Persica Antiqua
- Discipline: Archaeology, History, Iranian Studies
- Language: English
- Edited by: Shahin Aryamanesh

Publication details
- History: 2021–present
- Publisher: Tissaphernes Archaeological Research Group (Iran)
- Frequency: Semiannual
- ISO 4: Find out here

Indexing
- ISSN: 2783-2732 (print) 2783-2295 (web)

Links
- Journal homepage;

= Persica Antiqua =

Academic journal on ancient Iran

Persica Antiqua is a scholarly journal publishing papers on ancient Iran.

The journal was established by Shahin Aryamanesh, faculty member of Institute for Humanities and Cultural Studies in 2021. The journal covers studies on the culture and civilization of pre-Islamic Persia in its broadest sense. Persica Antiqua publishes on Persian Studies, including archaeology, ancient history, linguistics, religion, epigraphy, numismatics, and the history of art of ancient Iran, as well as on cultural exchanges and relations between Persia and its neighbours.

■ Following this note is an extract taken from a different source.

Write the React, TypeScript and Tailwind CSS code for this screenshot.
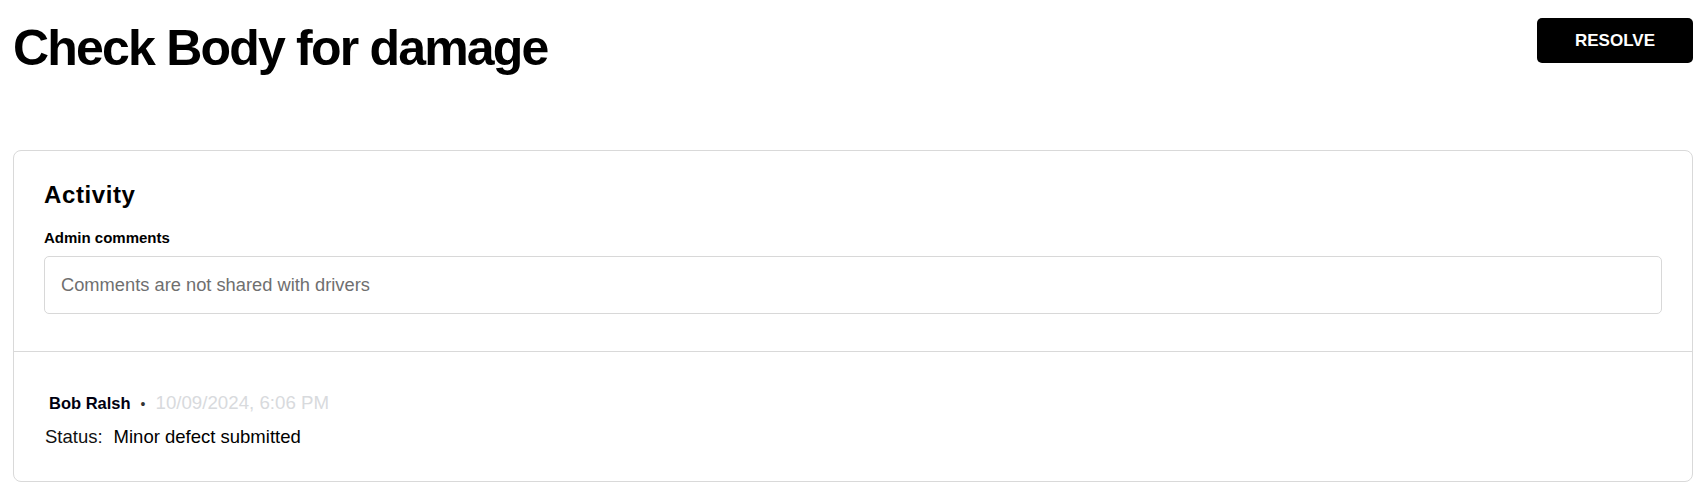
export default function App() {
  return (
    <div className="min-h-[496px] bg-white pl-[13px] pr-[15px] pt-[18px] font-['Liberation_Sans',Arial,sans-serif] text-black">
      {/* Header */}
      <div className="flex items-start justify-between">
        <h1 className="mt-[5px] text-[50px] font-bold leading-[50px] tracking-[-1.8px]">
          Check Body for damage
        </h1>
        <button className="h-[45px] w-[156px] rounded-[5px] bg-black text-[17px] font-bold text-white">
          RESOLVE
        </button>
      </div>

      {/* Activity card */}
      <section className="mt-[77px] rounded-[8px] border border-[#d9d9d9]">
        <div className="px-[30px] pt-[28px] pb-[37px]">
          <h2 className="text-[24px] font-bold leading-[32px] tracking-[0.6px]">Activity</h2>
          <label className="mt-[17px] block text-[15px] font-bold leading-[20px]">Admin comments</label>
          <input
            className="mt-[8px] h-[58px] w-full rounded-[5px] border border-[#d8d8d8] px-[16px] text-[18.3px] outline-none placeholder:text-[#6f6f6f]"
            placeholder="Comments are not shared with drivers"
          />
        </div>

        <div className="border-t border-[#d9d9d9] px-[31px] pt-[37px] pb-[30px]">
          <div className="flex items-baseline pl-[4px] leading-[28px]">
            <span className="text-[16.5px] font-bold text-[#000010]">Bob Ralsh</span>
            <span className="mx-[10px] text-[14px] text-[#333]">•</span>
            <span className="text-[18.7px] text-[#d8dadd]">10/09/2024, 6:06 PM</span>
          </div>
          <div className="mt-[5px] flex items-baseline text-[18.5px] leading-[28px]">
            <span className="text-[#111]">Status:</span>
            <span className="ml-[11px]">Minor defect submitted</span>
          </div>
        </div>
      </section>
    </div>
  );
}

This journal is published in English by Tissaphernes Archaeological Research Group. The journal is edited by Shahin Aryamanesh.

Persica Antiqua is an open access journal and was indexed in Scopus on 30 March 2023. CiteScore of this journal is 1.0 on scopus in 2024.
The journal achieved Q1 rank in the latest Scimago rankings in 2025.